Murray belongs to the latter category.

Before running for lieutenant governor in 2006, Tim Murray had never been elected to anything outside his Worcester base. He approached Boston City Councilor Stephen Murphy for advice on how to build a statewide network, and Murphy helpfully pointed to McLaughlin, a Merrimack Valley power broker who had skirted corruption investigations going back to the 1980s.


McLaughlin’s bad reputation was so entrenched that Guy Santagate, the city manager who took Chelsea out of state receivership, reportedly resigned rather than work with McLaughlin as director of the Chelsea Housing Authority. Indeed, McLaughlin’s appointment to the housing authority was such a fateful warning of a return to corruption that the Globe editorialized against it back in 2000. Yet Murray, who turned 32 in 2000, says he was too young to know of McLaughlin’s past.

McLaughlin’s reward came when Murray became lieutenant governor and Governor Patrick made the former Worcester mayor the state liaison to municipal officials. Matthew McLaughlin, who had six speeding tickets and a suspended license for refusing a breathalyzer test, got a $60,000 per year job on the Board of Appeals, which reviews drunken-driving convictions. McLaughlin’s recommended candidate got the state seat on the Dracut Housing Authority, and proceeded to try to oust the executive director, in a move widely seen as clearing the way for a friend of McLaughlin’s.

A McLaughlin associate told the Globe that the housing chief bragged about his ties to Murray, and funneled other job candidates toward the lieutenant governor. After it became known that McLaughlin was earning $360,000 per year, making him among the highest-paid government officials in the state, Murray, who says he did not know of the salary, tried to minimize their relationship.

But records showed 193 phone calls between the two in 2010 and 2011. Chelsea Housing Authority employees told the Globe they felt pressured by McLaughlin to give money to Murray’s campaign. There were 11 calls between McLaughlin and Murray’s fundraiser Kellie O’Neill in the weeks leading up to one fundraising event, at which McLaughlin introduced Murray. And yet Murray and O’Neill insist McLaughlin did not help raise money, which would violate state and federal ethics laws.

Their denial is not credible.


Referring job candidates in exchange for political help is not, of course, the only facet of Tim Murray’s career. The lieutenant governor has been a sincere advocate for moving homeless families into public housing, extending commuter rail, and making the fate of mid-sized cities a higher priority - initiatives for which he deserves credit.

But in defending his relationship with McLaughlin, Murray speaks of receiving hundreds of requests from mayors and state representatives - often for favored candidates to be appointed to housing-authority boards. Having individual housing authorities in small cities and towns is a waste of money, but municipalities won’t combine services because mayors and city councilors are loath to give up jobs; many of those officials who lobbied Murray for favored appointees to housing authority boards were doing so in order to control hiring at the authorities.

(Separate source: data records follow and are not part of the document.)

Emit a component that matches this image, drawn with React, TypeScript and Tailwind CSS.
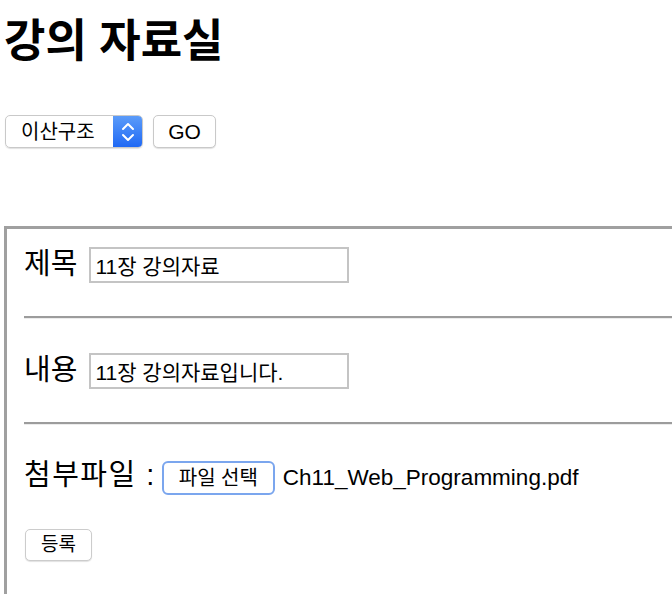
import React from 'react';

const FONT = '"Liberation Sans", "Noto Sans CJK KR", sans-serif';

function Divider() {
  return <div className="ml-[17px] h-[3px] border-t-2 border-b border-t-[#9c9c9c] border-b-[#ececec]" />;
}

function TextRow({ label, value }: { label: string; value: string }) {
  return (
    <div className="ml-[17px] flex items-baseline gap-[12px]">
      <span className="text-[29px] leading-none">{label}</span>
      <input
        readOnly
        value={value}
        className="h-[36px] w-[260px] border-2 border-[#c4c4c4] bg-white px-[4px] text-[21px] outline-none"
        style={{ fontFamily: FONT }}
      />
    </div>
  );
}

export default function App() {
  return (
    <div className="h-[594px] w-[672px] overflow-hidden bg-white text-black" style={{ fontFamily: FONT }}>
      <h1 className="pl-[4px] pt-[15px] text-[45px] leading-[54px] font-bold">강의 자료실</h1>

      <div className="ml-[5px] mt-[46px] flex gap-[10px]">
        <div className="flex h-[33px] w-[138px] overflow-hidden rounded-[5px] border border-[#c9c9c9] shadow-[0_1px_1px_rgba(0,0,0,0.12)]">
          <div className="flex flex-1 items-center pl-[15px] text-[20px]">이산구조</div>
          <div className="flex w-[29px] items-center justify-center bg-gradient-to-b from-[#5b9bf9] to-[#1f68f4]">
            <svg width="14" height="24" viewBox="0 0 14 24" fill="none" stroke="white" strokeWidth="2" strokeLinecap="round" strokeLinejoin="round">
              <path d="M2 9 L7 4 L12 9" />
              <path d="M2 15 L7 20 L12 15" />
            </svg>
          </div>
        </div>
        <button className="h-[33px] w-[63px] rounded-[5px] border border-[#c9c9c9] bg-white text-[21px] shadow-[0_1px_1px_rgba(0,0,0,0.12)]">
          GO
        </button>
      </div>

      <div className="ml-[4px] mt-[78px] h-[400px] w-[720px] border-[3px] border-[#a0a0a0] pt-[18px]">
        <TextRow label="제목" value="11장 강의자료" />
        <div className="mt-[33px]">
          <Divider />
        </div>
        <div className="mt-[34px]">
          <TextRow label="내용" value="11장 강의자료입니다." />
        </div>
        <div className="mt-[33px]">
          <Divider />
        </div>
        <div className="ml-[17px] mt-[36px] flex items-baseline">
          <span className="text-[29px] leading-none tracking-[1.5px]">첨부파일 :</span>
          <button className="ml-[6px] h-[34px] w-[113px] rounded-[6px] border-2 border-[#7ba6ee] bg-white text-[20px]">
            파일 선택
          </button>
          <span className="ml-[8px] text-[22.5px] leading-none">Ch11_Web_Programming.pdf</span>
        </div>
        <button className="ml-[18px] mt-[34px] h-[32px] w-[67px] rounded-[5px] border border-[#cccccc] bg-white text-[19px] shadow-[0_1px_1px_rgba(0,0,0,0.12)]">
          등록
        </button>
      </div>
    </div>
  );
}
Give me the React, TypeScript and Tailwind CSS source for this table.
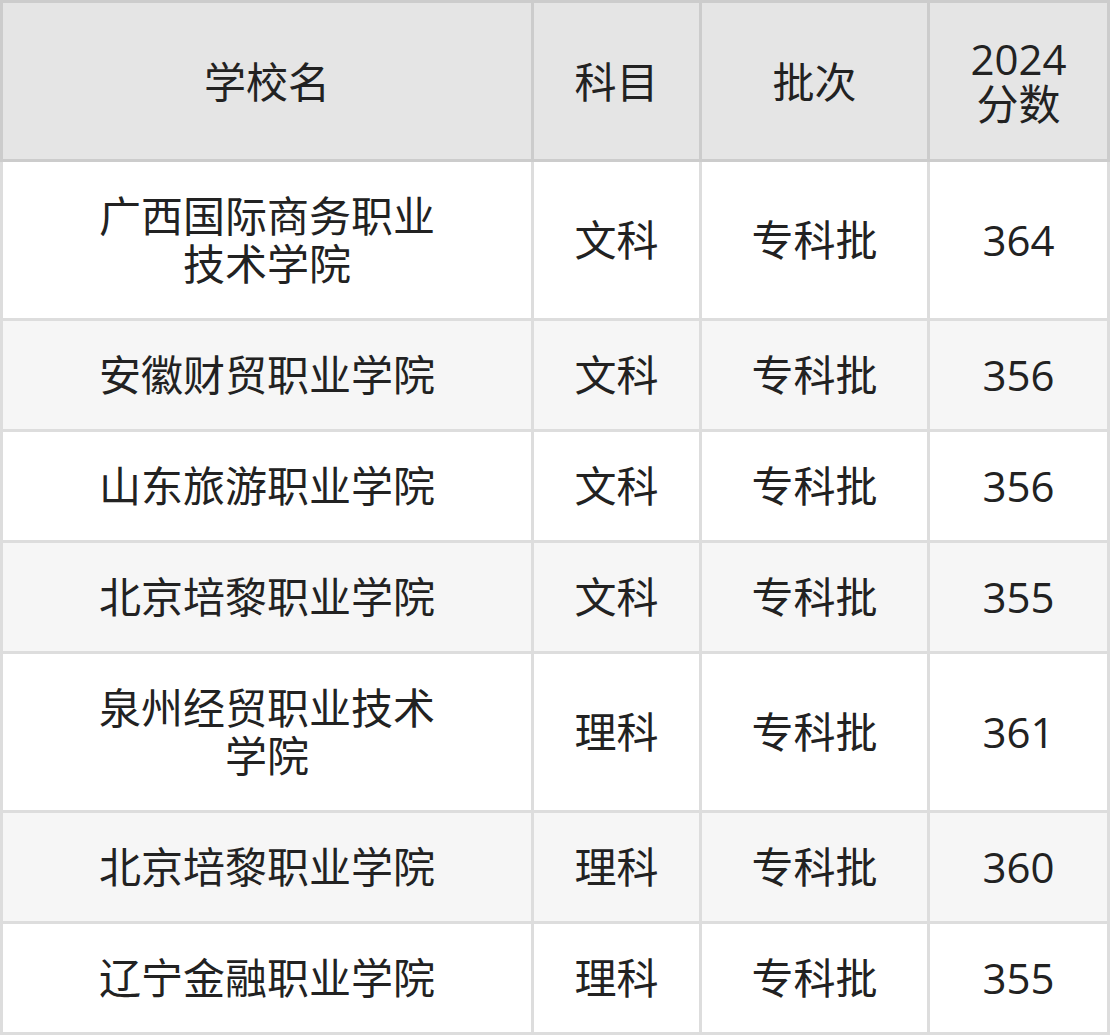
const ROWS = [
  { school: "广西国际商务职业技术学院", subject: "文科", batch: "专科批", score: "364" },
  { school: "安徽财贸职业学院", subject: "文科", batch: "专科批", score: "356" },
  { school: "山东旅游职业学院", subject: "文科", batch: "专科批", score: "356" },
  { school: "北京培黎职业学院", subject: "文科", batch: "专科批", score: "355" },
  { school: "泉州经贸职业技术学院", subject: "理科", batch: "专科批", score: "361" },
  { school: "北京培黎职业学院", subject: "理科", batch: "专科批", score: "360" },
  { school: "辽宁金融职业学院", subject: "理科", batch: "专科批", score: "355" },
];

const th = "border-r-[3px] border-b-[3px] border-t-[3px] border-[#cccccc] bg-[#e5e5e5] py-[33px] leading-[45px] font-normal text-center align-middle";
const td = "border-r-[3px] border-b-[3px] border-[#dddddd] py-[30px] px-2 leading-[48px] text-center align-middle";

const App = () => {
  return (
    <div
      className="w-[1110px] bg-white text-[#222222] text-[42px]"
      style={{ fontFamily: '"Open Sans", "Noto Sans CJK SC", sans-serif' }}
    >
      <table className="w-[1110px] table-fixed border-separate border-spacing-0">
        <colgroup>
          <col className="w-[534px]" />
          <col className="w-[168px]" />
          <col className="w-[228px]" />
          <col className="w-[180px]" />
        </colgroup>
        <thead>
          <tr>
            <th className={th + " border-l-[3px] px-2"}>学校名</th>
            <th className={th + " px-2"}>科目</th>
            <th className={th + " px-2"}>批次</th>
            <th className={th + " px-6"}>2024分数</th>
          </tr>
        </thead>
        <tbody>
          {ROWS.map((r, i) => (
            <tr key={i} className={i % 2 === 1 ? "bg-[#f6f6f6]" : "bg-white"}>
              <td className={td + " border-l-[3px] !px-[80px]"}>{r.school}</td>
              <td className={td}>{r.subject}</td>
              <td className={td}>{r.batch}</td>
              <td className={td}>{r.score}</td>
            </tr>
          ))}
        </tbody>
      </table>
    </div>
  );
};

export default App;
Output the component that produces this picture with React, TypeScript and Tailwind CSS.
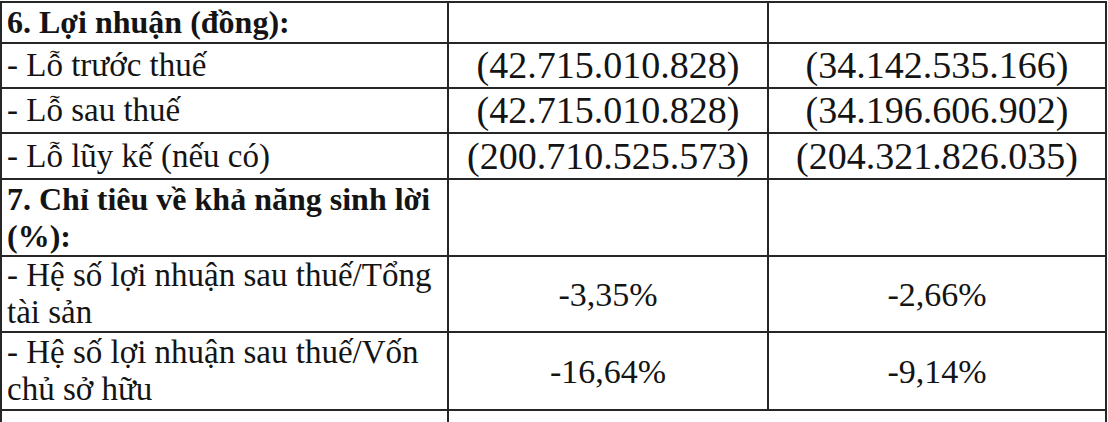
import React from 'react';

type Row = {
  label: string[];
  bold?: boolean;
  a?: string;
  b?: string;
  pct?: boolean;
  h: string;
};

const rows: Row[] = [
  { label: ['6. Lợi nhuận (đồng):'], bold: true, h: 'h-[41px]' },
  { label: ['- Lỗ trước thuế'], a: '(42.715.010.828)', b: '(34.142.535.166)', h: 'h-[45px]' },
  { label: ['- Lỗ sau thuế'], a: '(42.715.010.828)', b: '(34.196.606.902)', h: 'h-[45px]' },
  { label: ['- Lỗ lũy kế (nếu có)'], a: '(200.710.525.573)', b: '(204.321.826.035)', h: 'h-[46px]' },
  { label: ['7. Chỉ tiêu về khả năng sinh lời', '(%):'], bold: true, h: 'h-[77px]' },
  { label: ['- Hệ số lợi nhuận sau thuế/Tổng', 'tài sản'], a: '-3,35%', b: '-2,66%', pct: true, h: 'h-[76px]' },
  { label: ['- Hệ số lợi nhuận sau thuế/Vốn', 'chủ sở hữu'], a: '-16,64%', b: '-9,14%', pct: true, h: 'h-[78px]' },
];

export default function App() {
  return (
    <div className="w-[1108px] h-[422px] overflow-hidden bg-white text-[#141414] font-['Liberation_Serif','Times_New_Roman',serif] text-[33px] leading-[37px]">
      <div className="h-[1px]" />
      <div className="border-t-2 border-l-2 border-r-2 border-[#262626] w-[1107px]">
        {rows.map((r, i) => (
          <div key={i} className={`grid grid-cols-[447px_320px_1fr] border-b-2 border-[#262626] ${r.h}`}>
            <div className={`border-r-2 border-[#262626] pl-[5px] flex flex-col justify-center ${r.bold ? 'font-bold text-[32px]' : ''}`}>
              {r.label.map((l, j) => (
                <div key={j} className="whitespace-nowrap">{l}</div>
              ))}
            </div>
            <div className={`border-r-2 border-[#262626] flex items-center justify-center ${r.pct ? 'text-[34px]' : 'text-[38px]'}`}>{r.a}</div>
            <div className={`flex items-center justify-center ${r.pct ? 'text-[34px]' : 'text-[38px]'}`}>{r.b}</div>
          </div>
        ))}
        <div className="grid grid-cols-[447px_1fr] h-[40px]">
          <div className="border-r-2 border-[#262626]" />
          <div />
        </div>
      </div>
    </div>
  );
}
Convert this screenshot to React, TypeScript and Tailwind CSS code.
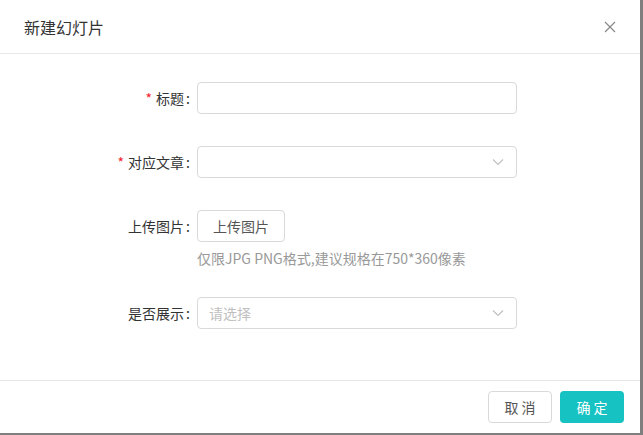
import React from 'react';

const font = { fontFamily: '"Noto Sans CJK SC", "Noto Sans", sans-serif' };

function Chevron() {
  return (
    <svg width="12" height="8" viewBox="0 0 12 8" fill="none" stroke="#bfbfbf" strokeWidth="1.1">
      <path d="M1 1.5l5 5 5-5" />
    </svg>
  );
}

function Label({ text, required }: { text: string; required?: boolean }) {
  return (
    <div className="w-[197px] shrink-0 pr-[7px] text-right text-[14px] text-[#333]">
      {required && <span className="mr-[4px] text-[#f5222d]">*</span>}
      {text}
      <span className="ml-[2px]">:</span>
    </div>
  );
}

export default function App() {
  return (
    <div className="h-[435px] w-[643px] bg-[#7f7f7f]" style={font}>
      <div className="flex h-[433px] w-[640px] flex-col bg-white">
        {/* header */}
        <div className="flex h-[54px] shrink-0 items-center justify-between border-b border-[#e8e8e8] pl-[24px] pr-[24px]">
          <span className="text-[16px] text-[#333]">新建幻灯片</span>
          <svg width="12" height="12" viewBox="0 0 12 12" stroke="#888" strokeWidth="1.2">
            <path d="M1 1l10 10M11 1L1 11" />
          </svg>
        </div>

        {/* body */}
        <div className="flex-1 pt-[28px]">
          <div className="flex h-[32px] items-center">
            <Label text="标题" required />
            <div className="h-[32px] w-[320px] rounded-[4px] border border-[#d9d9d9]" />
          </div>

          <div className="mt-[32px] flex h-[32px] items-center">
            <Label text="对应文章" required />
            <div className="flex h-[32px] w-[320px] items-center justify-end rounded-[4px] border border-[#d9d9d9] pr-[12px]">
              <Chevron />
            </div>
          </div>

          <div className="mt-[32px] flex h-[32px] items-center">
            <Label text="上传图片" />
            <button className="h-[32px] w-[88px] rounded-[4px] border border-[#d9d9d9] bg-white text-[14px] text-[#555]">
              上传图片
            </button>
          </div>
          <div className="ml-[197px] mt-[5px] text-[14px] leading-[22px] text-[#999]">
            仅限JPG PNG格式,建议规格在750*360像素
          </div>

          <div className="mt-[28px] flex h-[32px] items-center">
            <Label text="是否展示" />
            <div className="flex h-[32px] w-[320px] items-center justify-between rounded-[4px] border border-[#d9d9d9] pl-[11px] pr-[12px]">
              <span className="text-[14px] text-[#bfbfbf]">请选择</span>
              <Chevron />
            </div>
          </div>
        </div>

        {/* footer */}
        <div className="flex h-[53px] shrink-0 items-center justify-end gap-[8px] border-t border-[#e8e8e8] pr-[16px]">
          <button className="h-[32px] w-[64px] rounded-[4px] border border-[#d9d9d9] bg-white text-[14px] text-[#555]">
            取 消
          </button>
          <button className="h-[32px] w-[64px] rounded-[4px] bg-[#16c2c2] text-[14px] text-white">
            确 定
          </button>
        </div>
      </div>
    </div>
  );
}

What’s necessary in such a situation is for a decision-maker to have the political judgment and strength of character to say no to local officials who are bent on patronage, and to recognize the system for what it is: An enormous threat to the credibility of state government. Without personal judgment and character, it’s easy for officials to turn a blind eye, to figure that the mayors and state representatives can wrestle with their own consciences, to see a little favoritism as the price for worthwhile initiatives.

But a friends-and-family approach to local government is part of the reason why those smaller urban areas that are so dear to Murray’s heart are suffering, while comparable cities across the border in New Hampshire are thriving. It’s why many dedicated government workers are so often derided unfairly as hacks.

Tim Murray has shown, through his relationship with McLaughlin, that he lacks the judgment and character to make these decisions. And Patrick, who controls all the levers of the executive branch, still sees fit to keep Murray as his personal liaison to municipal government.

Murray, who has called for an investigation into McLaughlin’s alleged fundraising, will have to answer for any illegality. But the greater scandal isn’t what’s illegal. It’s what’s tolerated every day.